GIVEN EXERCISE — In the data below, locate each line with the word "Tailwind" and list it.
◆ ◆ ◆ ◆ ◆
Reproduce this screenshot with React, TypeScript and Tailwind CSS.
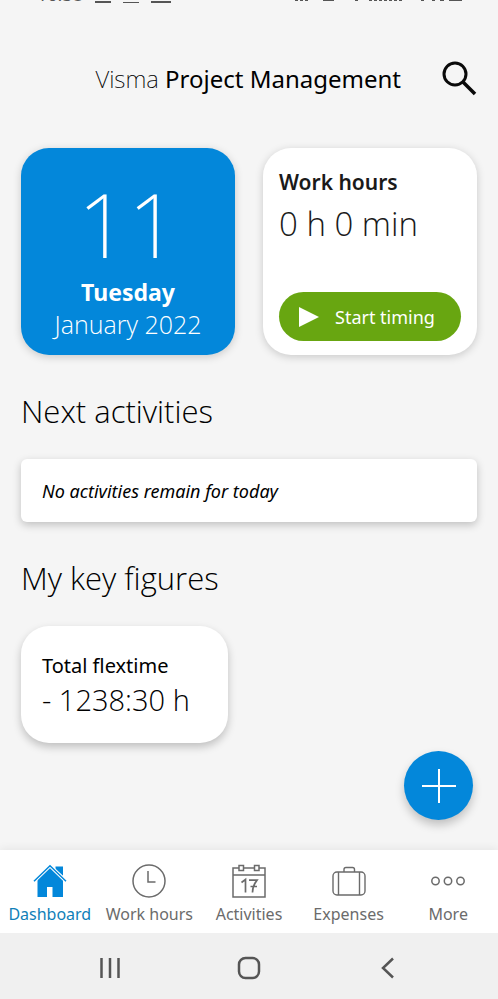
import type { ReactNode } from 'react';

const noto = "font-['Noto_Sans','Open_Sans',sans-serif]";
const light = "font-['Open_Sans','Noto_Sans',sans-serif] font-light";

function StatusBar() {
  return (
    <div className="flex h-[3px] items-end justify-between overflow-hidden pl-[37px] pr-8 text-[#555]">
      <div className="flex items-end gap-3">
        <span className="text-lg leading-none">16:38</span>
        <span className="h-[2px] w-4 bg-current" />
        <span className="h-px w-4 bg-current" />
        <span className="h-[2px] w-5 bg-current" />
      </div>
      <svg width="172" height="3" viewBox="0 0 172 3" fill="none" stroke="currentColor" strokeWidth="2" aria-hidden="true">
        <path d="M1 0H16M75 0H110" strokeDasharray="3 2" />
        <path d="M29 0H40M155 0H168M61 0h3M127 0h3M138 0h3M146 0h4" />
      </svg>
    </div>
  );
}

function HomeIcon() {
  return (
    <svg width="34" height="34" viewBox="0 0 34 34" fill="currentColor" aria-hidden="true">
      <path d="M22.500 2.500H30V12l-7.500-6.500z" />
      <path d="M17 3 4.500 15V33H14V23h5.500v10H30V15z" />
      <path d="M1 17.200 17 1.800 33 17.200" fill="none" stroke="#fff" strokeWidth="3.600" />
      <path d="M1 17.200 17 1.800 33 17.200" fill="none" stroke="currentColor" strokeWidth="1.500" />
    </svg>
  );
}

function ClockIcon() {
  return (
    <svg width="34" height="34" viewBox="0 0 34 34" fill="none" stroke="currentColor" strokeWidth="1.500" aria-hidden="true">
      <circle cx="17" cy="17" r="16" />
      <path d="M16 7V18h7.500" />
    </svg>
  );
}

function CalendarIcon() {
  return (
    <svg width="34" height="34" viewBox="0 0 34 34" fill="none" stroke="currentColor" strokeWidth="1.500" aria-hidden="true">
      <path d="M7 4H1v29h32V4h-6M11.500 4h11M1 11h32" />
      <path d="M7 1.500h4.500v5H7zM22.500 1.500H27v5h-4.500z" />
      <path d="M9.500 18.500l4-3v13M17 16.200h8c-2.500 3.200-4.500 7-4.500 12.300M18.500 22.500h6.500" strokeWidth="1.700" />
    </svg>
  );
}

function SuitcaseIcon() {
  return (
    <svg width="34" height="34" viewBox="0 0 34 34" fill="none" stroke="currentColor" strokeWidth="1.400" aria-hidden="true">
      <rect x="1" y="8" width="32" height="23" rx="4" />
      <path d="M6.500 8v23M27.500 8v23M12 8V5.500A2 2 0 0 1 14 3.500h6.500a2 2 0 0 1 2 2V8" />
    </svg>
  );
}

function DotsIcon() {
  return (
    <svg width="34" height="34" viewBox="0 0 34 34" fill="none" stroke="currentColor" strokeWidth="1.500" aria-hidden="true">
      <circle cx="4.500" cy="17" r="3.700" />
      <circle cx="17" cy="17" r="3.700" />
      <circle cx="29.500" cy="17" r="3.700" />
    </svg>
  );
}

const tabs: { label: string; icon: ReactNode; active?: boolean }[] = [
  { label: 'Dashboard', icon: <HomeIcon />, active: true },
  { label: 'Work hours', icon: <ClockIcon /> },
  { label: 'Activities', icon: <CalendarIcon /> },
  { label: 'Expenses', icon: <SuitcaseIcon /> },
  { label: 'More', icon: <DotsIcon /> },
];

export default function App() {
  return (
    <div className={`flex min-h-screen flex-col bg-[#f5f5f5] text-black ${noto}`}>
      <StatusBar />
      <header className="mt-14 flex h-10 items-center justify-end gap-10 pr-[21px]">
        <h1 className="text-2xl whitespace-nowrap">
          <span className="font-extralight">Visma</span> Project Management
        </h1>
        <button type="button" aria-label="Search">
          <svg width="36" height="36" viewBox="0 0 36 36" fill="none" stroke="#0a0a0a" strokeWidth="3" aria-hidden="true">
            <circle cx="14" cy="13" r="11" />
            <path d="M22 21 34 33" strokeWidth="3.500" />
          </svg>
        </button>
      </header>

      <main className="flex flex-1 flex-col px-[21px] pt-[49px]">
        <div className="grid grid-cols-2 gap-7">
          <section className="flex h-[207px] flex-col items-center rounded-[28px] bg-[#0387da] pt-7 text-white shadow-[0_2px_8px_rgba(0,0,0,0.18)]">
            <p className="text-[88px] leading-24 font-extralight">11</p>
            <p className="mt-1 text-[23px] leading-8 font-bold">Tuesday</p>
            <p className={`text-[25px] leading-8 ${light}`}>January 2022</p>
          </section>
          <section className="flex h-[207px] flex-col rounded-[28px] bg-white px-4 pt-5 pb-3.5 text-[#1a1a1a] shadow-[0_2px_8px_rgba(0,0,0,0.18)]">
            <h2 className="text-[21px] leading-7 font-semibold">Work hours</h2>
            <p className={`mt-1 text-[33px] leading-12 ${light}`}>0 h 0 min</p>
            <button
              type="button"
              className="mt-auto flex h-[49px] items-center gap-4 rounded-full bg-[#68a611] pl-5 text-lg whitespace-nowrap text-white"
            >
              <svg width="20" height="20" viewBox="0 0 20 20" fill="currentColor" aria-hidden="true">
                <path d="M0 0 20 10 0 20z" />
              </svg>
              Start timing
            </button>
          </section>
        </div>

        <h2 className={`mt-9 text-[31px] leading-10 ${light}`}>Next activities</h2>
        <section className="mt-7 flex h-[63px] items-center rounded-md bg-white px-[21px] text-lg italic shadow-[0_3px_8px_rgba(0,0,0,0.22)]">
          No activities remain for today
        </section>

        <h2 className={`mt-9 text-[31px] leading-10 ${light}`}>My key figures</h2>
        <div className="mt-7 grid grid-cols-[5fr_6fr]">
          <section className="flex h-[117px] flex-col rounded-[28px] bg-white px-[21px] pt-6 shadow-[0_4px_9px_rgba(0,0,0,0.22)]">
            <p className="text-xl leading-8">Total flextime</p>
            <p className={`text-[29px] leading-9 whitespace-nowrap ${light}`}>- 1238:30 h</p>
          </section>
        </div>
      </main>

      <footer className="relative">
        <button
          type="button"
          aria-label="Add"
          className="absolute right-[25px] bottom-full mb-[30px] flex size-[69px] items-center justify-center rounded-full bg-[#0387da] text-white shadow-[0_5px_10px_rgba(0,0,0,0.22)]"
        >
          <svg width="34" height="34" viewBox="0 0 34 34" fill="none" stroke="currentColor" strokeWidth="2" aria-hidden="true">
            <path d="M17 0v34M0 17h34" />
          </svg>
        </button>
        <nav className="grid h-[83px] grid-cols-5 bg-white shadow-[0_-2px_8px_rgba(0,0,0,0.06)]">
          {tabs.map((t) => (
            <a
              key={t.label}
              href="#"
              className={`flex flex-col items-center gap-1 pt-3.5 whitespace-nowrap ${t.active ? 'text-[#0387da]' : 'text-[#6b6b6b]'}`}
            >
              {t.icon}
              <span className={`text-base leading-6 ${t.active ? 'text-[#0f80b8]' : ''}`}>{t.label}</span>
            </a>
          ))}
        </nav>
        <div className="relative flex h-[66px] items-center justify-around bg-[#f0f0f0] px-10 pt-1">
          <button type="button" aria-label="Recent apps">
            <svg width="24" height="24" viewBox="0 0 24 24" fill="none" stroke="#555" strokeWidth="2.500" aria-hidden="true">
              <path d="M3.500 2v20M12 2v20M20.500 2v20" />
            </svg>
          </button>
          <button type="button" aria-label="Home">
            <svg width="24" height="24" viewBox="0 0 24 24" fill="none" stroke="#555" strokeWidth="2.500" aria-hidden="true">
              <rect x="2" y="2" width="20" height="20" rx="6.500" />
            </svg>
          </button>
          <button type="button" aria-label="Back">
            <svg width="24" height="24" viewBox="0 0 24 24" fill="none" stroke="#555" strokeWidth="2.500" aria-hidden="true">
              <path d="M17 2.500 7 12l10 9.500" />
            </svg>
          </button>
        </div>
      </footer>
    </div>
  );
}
◆ ◆ ◆ ◆ ◆
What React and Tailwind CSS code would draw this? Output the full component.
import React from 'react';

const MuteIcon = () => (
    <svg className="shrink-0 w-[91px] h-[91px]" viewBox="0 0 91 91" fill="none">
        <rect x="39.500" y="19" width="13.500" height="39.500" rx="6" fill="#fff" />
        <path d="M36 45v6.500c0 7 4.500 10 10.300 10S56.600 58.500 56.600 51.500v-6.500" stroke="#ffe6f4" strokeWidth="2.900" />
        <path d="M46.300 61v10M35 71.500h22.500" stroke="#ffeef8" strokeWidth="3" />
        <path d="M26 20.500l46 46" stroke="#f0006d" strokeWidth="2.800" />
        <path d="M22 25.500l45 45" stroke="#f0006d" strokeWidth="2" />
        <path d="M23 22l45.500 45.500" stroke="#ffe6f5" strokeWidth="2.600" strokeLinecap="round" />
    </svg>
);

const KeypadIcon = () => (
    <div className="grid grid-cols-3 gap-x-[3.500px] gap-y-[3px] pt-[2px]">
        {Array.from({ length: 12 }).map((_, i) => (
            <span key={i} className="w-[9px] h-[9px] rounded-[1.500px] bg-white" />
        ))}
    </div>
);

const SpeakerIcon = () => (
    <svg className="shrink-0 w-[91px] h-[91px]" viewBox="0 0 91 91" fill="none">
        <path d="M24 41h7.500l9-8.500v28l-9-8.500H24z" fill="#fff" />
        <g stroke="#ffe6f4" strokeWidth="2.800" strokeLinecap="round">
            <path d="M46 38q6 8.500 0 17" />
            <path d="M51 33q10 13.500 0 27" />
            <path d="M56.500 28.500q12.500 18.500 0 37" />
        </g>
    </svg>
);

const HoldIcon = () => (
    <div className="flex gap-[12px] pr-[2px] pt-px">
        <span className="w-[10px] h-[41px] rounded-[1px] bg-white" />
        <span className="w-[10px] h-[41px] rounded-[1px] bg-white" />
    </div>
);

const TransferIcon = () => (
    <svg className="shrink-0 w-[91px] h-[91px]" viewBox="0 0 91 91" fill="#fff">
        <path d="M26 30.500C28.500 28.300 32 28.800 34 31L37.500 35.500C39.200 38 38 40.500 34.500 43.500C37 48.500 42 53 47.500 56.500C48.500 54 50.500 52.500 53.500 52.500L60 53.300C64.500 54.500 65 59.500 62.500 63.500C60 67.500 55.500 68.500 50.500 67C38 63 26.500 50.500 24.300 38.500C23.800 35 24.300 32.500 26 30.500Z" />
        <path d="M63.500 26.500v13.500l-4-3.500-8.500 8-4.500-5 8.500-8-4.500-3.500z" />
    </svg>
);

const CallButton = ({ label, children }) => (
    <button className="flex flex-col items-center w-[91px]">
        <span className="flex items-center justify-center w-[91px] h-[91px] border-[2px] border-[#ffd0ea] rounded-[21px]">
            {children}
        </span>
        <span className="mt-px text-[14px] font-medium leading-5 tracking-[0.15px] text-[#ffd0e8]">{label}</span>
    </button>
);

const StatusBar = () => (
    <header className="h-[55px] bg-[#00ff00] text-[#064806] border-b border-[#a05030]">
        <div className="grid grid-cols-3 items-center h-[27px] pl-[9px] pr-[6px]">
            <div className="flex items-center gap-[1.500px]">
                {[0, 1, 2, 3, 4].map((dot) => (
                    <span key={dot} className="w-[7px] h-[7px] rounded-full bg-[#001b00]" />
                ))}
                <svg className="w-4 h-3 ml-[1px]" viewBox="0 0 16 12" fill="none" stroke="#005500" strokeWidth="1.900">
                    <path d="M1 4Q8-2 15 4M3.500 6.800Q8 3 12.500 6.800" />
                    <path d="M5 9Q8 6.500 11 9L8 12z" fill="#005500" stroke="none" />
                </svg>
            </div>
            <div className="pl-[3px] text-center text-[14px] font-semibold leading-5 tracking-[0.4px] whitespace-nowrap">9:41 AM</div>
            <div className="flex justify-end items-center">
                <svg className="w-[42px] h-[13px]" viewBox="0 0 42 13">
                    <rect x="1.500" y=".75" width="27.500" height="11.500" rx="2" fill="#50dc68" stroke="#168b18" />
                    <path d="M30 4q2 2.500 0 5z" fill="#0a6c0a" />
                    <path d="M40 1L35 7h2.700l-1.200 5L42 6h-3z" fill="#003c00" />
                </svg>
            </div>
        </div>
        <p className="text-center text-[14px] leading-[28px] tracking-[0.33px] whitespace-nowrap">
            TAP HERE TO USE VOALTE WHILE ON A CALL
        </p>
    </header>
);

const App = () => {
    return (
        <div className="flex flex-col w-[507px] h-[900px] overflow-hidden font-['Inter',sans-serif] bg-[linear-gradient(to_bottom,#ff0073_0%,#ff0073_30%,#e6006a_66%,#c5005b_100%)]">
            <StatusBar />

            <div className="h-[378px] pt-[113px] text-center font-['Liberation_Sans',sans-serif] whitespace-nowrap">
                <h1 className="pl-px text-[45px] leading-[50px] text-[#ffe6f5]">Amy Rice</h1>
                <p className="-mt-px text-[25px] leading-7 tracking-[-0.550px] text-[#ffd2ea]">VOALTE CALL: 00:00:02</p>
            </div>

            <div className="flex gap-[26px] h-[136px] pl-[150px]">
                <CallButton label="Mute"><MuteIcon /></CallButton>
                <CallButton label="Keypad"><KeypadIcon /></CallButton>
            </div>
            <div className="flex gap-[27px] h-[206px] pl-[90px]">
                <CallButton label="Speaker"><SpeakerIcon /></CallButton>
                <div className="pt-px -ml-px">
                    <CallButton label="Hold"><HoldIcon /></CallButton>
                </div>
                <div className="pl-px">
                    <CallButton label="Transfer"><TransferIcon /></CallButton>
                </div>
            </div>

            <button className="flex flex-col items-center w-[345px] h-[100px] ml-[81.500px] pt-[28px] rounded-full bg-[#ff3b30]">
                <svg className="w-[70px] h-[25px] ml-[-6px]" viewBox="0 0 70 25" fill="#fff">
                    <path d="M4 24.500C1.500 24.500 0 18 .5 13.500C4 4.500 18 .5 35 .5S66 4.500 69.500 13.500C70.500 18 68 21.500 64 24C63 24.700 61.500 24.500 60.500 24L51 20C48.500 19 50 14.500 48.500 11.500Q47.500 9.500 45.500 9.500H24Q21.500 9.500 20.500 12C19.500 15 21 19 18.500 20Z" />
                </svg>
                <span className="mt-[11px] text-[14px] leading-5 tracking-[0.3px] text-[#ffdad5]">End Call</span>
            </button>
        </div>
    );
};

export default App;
◆ ◆ ◆ ◆ ◆
EXERCISE RESPONSE —
Reproduce this screenshot with React, TypeScript and Tailwind CSS.
What React and Tailwind CSS code would draw this? Output the full component.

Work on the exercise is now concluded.